Aussi, il y a eu le fait que les femmes et les jeunes filles se sentent plus à l’aise pour parler de leur DSSR. Après l’intervention du projet, on se rend compte que les jeunes filles et femmes développent un discours plus critique sur ces normes sociales négatives.
Enfin, au niveau des autorités communales, après la mise en œuvre, on a remarqué des changements de discours au niveau des maires. Ils ont même pris des engagements.
Quels défis avez-vous rencontrés et quels conseils donneriez-vous aux OSCs qui aimeraient développer le même type de projet ?

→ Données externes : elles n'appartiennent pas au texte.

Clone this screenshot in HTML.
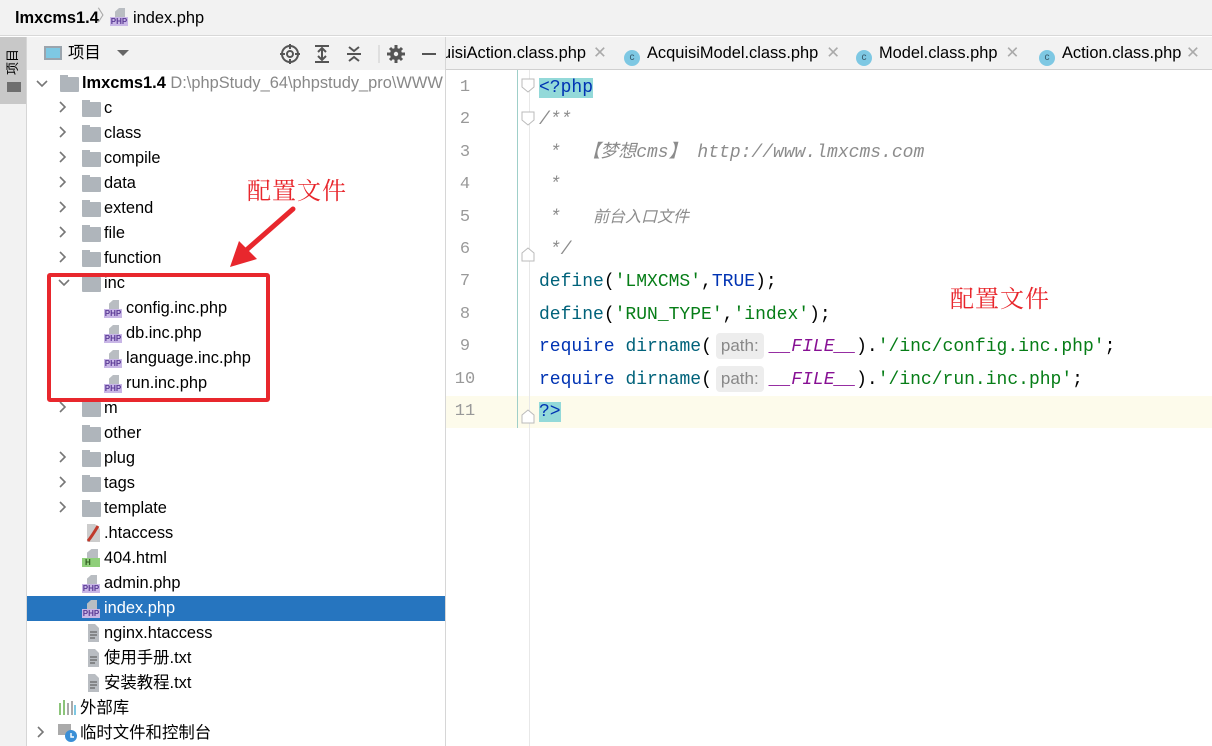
<!DOCTYPE html>
<html><head><meta charset="utf-8"><style>
*{margin:0;padding:0;box-sizing:border-box}
body{width:1212px;height:746px;overflow:hidden;background:#fff;font-family:"Liberation Sans","Noto Sans CJK SC",sans-serif;position:relative;color:#000}
.a{position:absolute;white-space:nowrap}
.t{font-size:16.4px;line-height:25px;height:25px}
.fd{position:absolute;width:19px;height:15px;background:#afb5bb;border-radius:1px}
.fd:before{content:"";position:absolute;left:0;top:-2px;width:8px;height:3px;background:#afb5bb}
.php{position:absolute;width:18px;height:18px}
.php .pg{position:absolute;left:5px;top:0;width:10px;height:9px;background:#b9bdc2;clip-path:polygon(40% 0,100% 0,100% 100%,0 100%,0 40%)}
.php .pl{position:absolute;left:0;top:9px;width:18px;height:9px;background:#c8b6e6;color:#5b3b96;font:bold 8px/9px "Liberation Sans",sans-serif;text-align:center}
.code{position:absolute;left:539px;font-family:"Liberation Mono",monospace;font-size:18px;line-height:32px;height:32px;white-space:pre}
.ln{position:absolute;left:445px;width:40px;text-align:center;font-family:"Liberation Mono",monospace;font-size:17px;color:#999;line-height:32px}
.kw{color:#0033b3}.fn{color:#00627a}.st{color:#067d17}.cm{color:#8c8c8c;font-style:italic}.mc{color:#871094;font-style:italic}
.hint{display:inline-block;background:#ededed;color:#888;font-family:"Liberation Sans",sans-serif;font-size:17px;line-height:26px;padding:0 5px;border-radius:4px;margin:0 6px 0 4px}
.tab{position:absolute;top:36px;height:34px;line-height:34px;font-size:16.4px;white-space:nowrap}
.ci{display:inline-block;width:16px;height:16px;border-radius:50%;background:#7ec8e3;color:#35586a;font-size:10px;line-height:16px;text-align:center;vertical-align:-2px;margin-right:7px}
.x{color:#aaa;margin-left:8px}
</style></head><body>
<div class="a" style="left:0;top:0;width:1212px;height:36px;background:#f2f2f2;border-bottom:1px solid #d8d8d8"></div>
<div class="a" style="left:15px;top:7px;font-size:16.4px;font-weight:bold;line-height:22px">lmxcms1.4</div>
<div class="a" style="left:97px;top:6px;font-size:16px;color:#aaa;line-height:22px">〉</div>
<div class="php" style="left:110px;top:8px"><div class="pg"></div><div class="pl">PHP</div></div>
<div class="a" style="left:133px;top:7px;font-size:16.4px;line-height:22px">index.php</div>
<div class="a" style="left:0;top:37px;width:27px;height:709px;background:#f2f2f2;border-right:1px solid #d6d6d6"></div>
<div class="a" style="left:0;top:37px;width:26px;height:67px;background:#c8c8c8"></div>
<div class="a" style="font-size:13px;line-height:14px;transform:rotate(-90deg);transform-origin:center;width:28px;left:-1px;top:54px">项目</div>
<div class="a" style="left:7px;top:82px;width:14px;height:10px;background:#6e6e6e"></div>
<div class="a" style="left:27px;top:37px;width:418px;height:33px;background:#f2f2f2"></div>
<div class="a" style="left:44px;top:46px;width:18px;height:14px;border:2px solid #9aa4ad;background:#7ec8e3"></div>
<div class="a" style="left:68px;top:41px;font-size:16.4px;line-height:24px">项目</div>
<div class="a" style="left:117px;top:50px;width:0;height:0;border-left:6px solid transparent;border-right:6px solid transparent;border-top:6px solid #666"></div>
<svg class="a" style="left:279px;top:43px" width="160" height="22" viewBox="0 0 160 22" fill="none" stroke="#555" stroke-width="2">
<circle cx="11" cy="11" r="8"/><circle cx="11" cy="11" r="3"/><path d="M11 1v5M11 16v5M1 11h5M16 11h5"/>
<path d="M36 3h14M36 19h14M43 6v10M39 9l4-4 4 4M39 13l4 4 4-4"/>
<path d="M68 11h14M70 4l5 4 5-4M70 18l5-4 5 4"/>
<line x1="100" y1="2" x2="100" y2="20" stroke="#ccc" stroke-width="1"/>
<circle cx="117" cy="11" r="6" fill="#555" stroke="none"/><path d="M117 2v18M108 11h18M111 5l12 12M123 5l-12 12" stroke-width="3"/><circle cx="117" cy="11" r="2.2" fill="#f2f2f2" stroke="none"/>
<path d="M143 11h14"/>
</svg>
<div class="a" style="left:445px;top:37px;width:1px;height:709px;background:#d6d6d6"></div>
<div class="a" style="left:27px;top:596px;width:418px;height:25px;background:#2675bf"></div>
<svg class="a" style="left:34px;top:74px" width="60" height="670" fill="none" stroke="#777" stroke-width="1.6">
<path d="M3 7l5 5 5-5"/>
<path d="M26 28l5 5-5 5M26 53l5 5-5 5M26 78l5 5-5 5M26 103l5 5-5 5M26 128l5 5-5 5M26 153l5 5-5 5M26 178l5 5-5 5"/>
<path d="M25 206l5 5 5-5"/>
<path d="M26 328l5 5-5 5M26 378l5 5-5 5M26 403l5 5-5 5M26 428l5 5-5 5"/>
<path d="M4 653l5 5-5 5"/>
</svg>
<div class="fd" style="left:60px;top:77px"></div>
<div class="a t" style="left:82px;top:71px"><b>lmxcms1.4</b> <span style="color:#888">D:\phpStudy_64\phpstudy_pro\WWW</span></div>
<div class="fd" style="left:82px;top:102px"></div><div class="a t" style="left:104px;top:96px">c</div>
<div class="fd" style="left:82px;top:127px"></div><div class="a t" style="left:104px;top:121px">class</div>
<div class="fd" style="left:82px;top:152px"></div><div class="a t" style="left:104px;top:146px">compile</div>
<div class="fd" style="left:82px;top:177px"></div><div class="a t" style="left:104px;top:171px">data</div>
<div class="fd" style="left:82px;top:202px"></div><div class="a t" style="left:104px;top:196px">extend</div>
<div class="fd" style="left:82px;top:227px"></div><div class="a t" style="left:104px;top:221px">file</div>
<div class="fd" style="left:82px;top:252px"></div><div class="a t" style="left:104px;top:246px">function</div>
<div class="fd" style="left:82px;top:277px"></div><div class="a t" style="left:104px;top:271px">inc</div>
<div class="php" style="left:104px;top:300px"><div class="pg"></div><div class="pl">PHP</div></div><div class="a t" style="left:126px;top:296px">config.inc.php</div>
<div class="php" style="left:104px;top:325px"><div class="pg"></div><div class="pl">PHP</div></div><div class="a t" style="left:126px;top:321px">db.inc.php</div>
<div class="php" style="left:104px;top:350px"><div class="pg"></div><div class="pl">PHP</div></div><div class="a t" style="left:126px;top:346px">language.inc.php</div>
<div class="php" style="left:104px;top:375px"><div class="pg"></div><div class="pl">PHP</div></div><div class="a t" style="left:126px;top:371px">run.inc.php</div>
<div class="fd" style="left:82px;top:402px"></div><div class="a t" style="left:104px;top:396px">m</div>
<div class="fd" style="left:82px;top:427px"></div><div class="a t" style="left:104px;top:421px">other</div>
<div class="fd" style="left:82px;top:452px"></div><div class="a t" style="left:104px;top:446px">plug</div>
<div class="fd" style="left:82px;top:477px"></div><div class="a t" style="left:104px;top:471px">tags</div>
<div class="fd" style="left:82px;top:502px"></div><div class="a t" style="left:104px;top:496px">template</div>
<svg class="a" style="left:84px;top:524px" width="16" height="18"><path d="M3 0h8l5 5v13H3z" fill="#ccc"/><path d="M4 17c4-5 7-10 10-15" stroke="#c0392b" stroke-width="3"/></svg><div class="a t" style="left:104px;top:521px">.htaccess</div>
<div class="a" style="left:87px;top:549px;width:11px;height:9px;background:#b9bdc2;clip-path:polygon(40% 0,100% 0,100% 100%,0 100%,0 40%)"></div><div class="a" style="left:82px;top:558px;width:18px;height:9px;background:#8fcf7a;color:#2d5a1e;font:bold 8px/9px sans-serif;padding-left:3px">H</div><div class="a t" style="left:104px;top:546px">404.html</div>
<div class="php" style="left:82px;top:575px"><div class="pg"></div><div class="pl">PHP</div></div><div class="a t" style="left:104px;top:571px">admin.php</div>
<div class="php" style="left:82px;top:600px"><div class="pg"></div><div class="pl">PHP</div></div><div class="a t" style="left:104px;top:596px;color:#fff">index.php</div>
<svg class="a" style="left:84px;top:624px" width="16" height="70" fill="#b9bdc2"><path d="M4 0h7l4 4v14H4z"/><path d="M4 25h7l4 4v14H4z"/><path d="M4 50h7l4 4v14H4z"/><g stroke="#666" stroke-width="1.3"><path d="M6 8h7M6 11h7M6 14h5M6 33h7M6 36h7M6 39h5M6 58h7M6 61h7M6 64h5"/></g></svg>
<div class="a t" style="left:104px;top:621px">nginx.htaccess</div>
<div class="a t" style="left:104px;top:646px">使用手册.txt</div>
<div class="a t" style="left:104px;top:671px">安装教程.txt</div>
<svg class="a" style="left:59px;top:700px" width="18" height="16"><g fill="#8cc47a"><rect x="0" y="3" width="2" height="12"/><rect x="4" y="0" width="2" height="15"/></g><g fill="#aaa"><rect x="8" y="3" width="2" height="12"/><rect x="12" y="1" width="2" height="14"/></g><rect x="15" y="5" width="2" height="10" fill="#7ec8e3"/></svg>
<div class="a t" style="left:80px;top:696px">外部库</div>
<svg class="a" style="left:58px;top:723px" width="20" height="20"><rect x="0" y="1" width="13" height="11" fill="#aaa"/><circle cx="13" cy="13" r="6" fill="#3a8fd6"/><path d="M13 10v4h3" stroke="#fff" stroke-width="1.4" fill="none"/></svg>
<div class="a t" style="left:80px;top:721px">临时文件和控制台</div>
<div class="a" style="left:247px;top:172px;font-size:24px;color:#e8272d;line-height:34px;font-family:'Noto Serif CJK SC','Noto Sans CJK SC',serif;letter-spacing:1px">配置文件</div>
<svg class="a" style="left:225px;top:205px" width="75" height="65"><path d="M68 4L18 48" stroke="#e8272d" stroke-width="5" stroke-linecap="round"/><path d="M5 62l9-26 18 18z" fill="#e8272d"/></svg>
<div class="a" style="left:47px;top:273px;width:223px;height:129px;border:4px solid #e8272d;border-radius:3px"></div>
<div class="a" style="left:446px;top:37px;width:766px;height:33px;background:#f2f2f2;border-bottom:1px solid #d0d0d0"></div>
<div class="tab" style="left:446px;width:141px;overflow:hidden"><span style="margin-left:-4px">uisiAction.class.php</span></div>
<div class="tab x" style="left:593px;margin:0">✕</div>
<div class="tab" style="left:624px"><span class="ci">c</span>AcquisiModel.class.php<span class="x">✕</span></div>
<div class="tab" style="left:856px"><span class="ci">c</span>Model.class.php<span class="x">✕</span></div>
<div class="tab" style="left:1039px;width:142px;overflow:hidden"><span class="ci">c</span>Action.class.php</div>
<div class="tab x" style="left:1186px;margin:0">✕</div>
<div class="a" style="left:446px;top:396px;width:766px;height:32px;background:#fdfbeb"></div>
<div class="a" style="left:517px;top:70px;width:1px;height:358px;background:#9fcfc9"></div>
<div class="a" style="left:529px;top:70px;width:1px;height:676px;background:#e8e8e8"></div>
<div class="ln" style="top:72px">1</div><div class="ln" style="top:104px">2</div><div class="ln" style="top:137px">3</div><div class="ln" style="top:169px">4</div><div class="ln" style="top:202px">5</div><div class="ln" style="top:234px">6</div><div class="ln" style="top:266px">7</div><div class="ln" style="top:299px">8</div><div class="ln" style="top:331px">9</div><div class="ln" style="top:364px">10</div><div class="ln" style="top:396px">11</div>
<svg class="a" style="left:521px;top:78px" width="16" height="350" fill="#fff" stroke="#bbb"><path d="M1 1h12v8l-6 5-6-5z"/><path d="M1 34h12v8l-6 5-6-5z"/><path d="M1 175l6-5 6 5v8H1z"/><path d="M1 337l6-5 6 5v8H1z"/></svg>
<div class="code" style="top:72px"><span class="kw" style="background:#93d9d9">&lt;?php</span></div>
<div class="code" style="top:104px"><span class="cm">/**</span></div>
<div class="code" style="top:137px"><span class="cm"> *  【梦想cms】 http://www.lmxcms.com</span></div>
<div class="code" style="top:169px"><span class="cm"> *</span></div>
<div class="code" style="top:202px"><span class="cm"> *   <span style="font-size:16px">前台入口文件</span></span></div>
<div class="code" style="top:234px"><span class="cm"> */</span></div>
<div class="code" style="top:266px"><span class="fn">define</span>(<span class="st">'LMXCMS'</span>,<span class="kw">TRUE</span>);</div>
<div class="code" style="top:299px"><span class="fn">define</span>(<span class="st">'RUN_TYPE'</span>,<span class="st">'index'</span>);</div>
<div class="code" style="top:331px"><span class="kw">require</span> <span class="fn">dirname</span>(<span class="hint">path:</span><span class="mc">__FILE__</span>).<span class="st">'/inc/config.inc.php'</span>;</div>
<div class="code" style="top:364px"><span class="kw">require</span> <span class="fn">dirname</span>(<span class="hint">path:</span><span class="mc">__FILE__</span>).<span class="st">'/inc/run.inc.php'</span>;</div>
<div class="code" style="top:396px"><span class="kw" style="background:#93d9d9">?&gt;</span></div>
<div class="a" style="left:950px;top:280px;font-size:24px;color:#e8272d;line-height:34px;font-family:'Noto Serif CJK SC','Noto Sans CJK SC',serif;letter-spacing:1px">配置文件</div>
</body></html>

Je dirais d’abord d’impliquer les différents acteurs depuis la conception jusqu’à la mise en œuvre pour pouvoir faciliter l’appropriation et atteindre le changement attendu. Quand les différentes parties prenantes sont associées depuis la conception jusqu’à la mise en œuvre, cela diminue les contradictions dans la mise en œuvre du projet.
Ensuite, c’est d’impliquer les acteur·trice· locaux·les, à savoir les influenceur·euse·s, les champion·ne·s pour parvenir à un consensus lors de l’élaboration de l’argumentaire.
Pour terminer, je dirais de créer des espaces de partage de bonnes pratiques entre les acteurs de changements qui sont les influenceur·euse·s et les champion·ne·s. Cela peut être des voyages d’études, des fora, des rencontres d’une même localité ou des localités différentes.
Un autre aspect, c’est aussi le renforcement de capacités des champion·ne·s par le biais de la formation pour en faire de véritables allié·e·s locaux·les.
Comment le dispositif d’accompagnement d’Equipop a permis de faire évoluer vos pratiques?
Dès le départ, il y avait un outil d’accompagnement technique qui définit les différents types d’appui que le consortium attend d’Equipop pour chaque activité planifiée. Cet outil est un outil très important dans la mise en œuvre de ce projet. A chaque étape, on savait de quel appui d’Equipop on avait besoin ; cela peut être un appui à la communication ou au développement organisationnel. Souvent même les appuis sont en présentiel, ou via zoom ou Skype.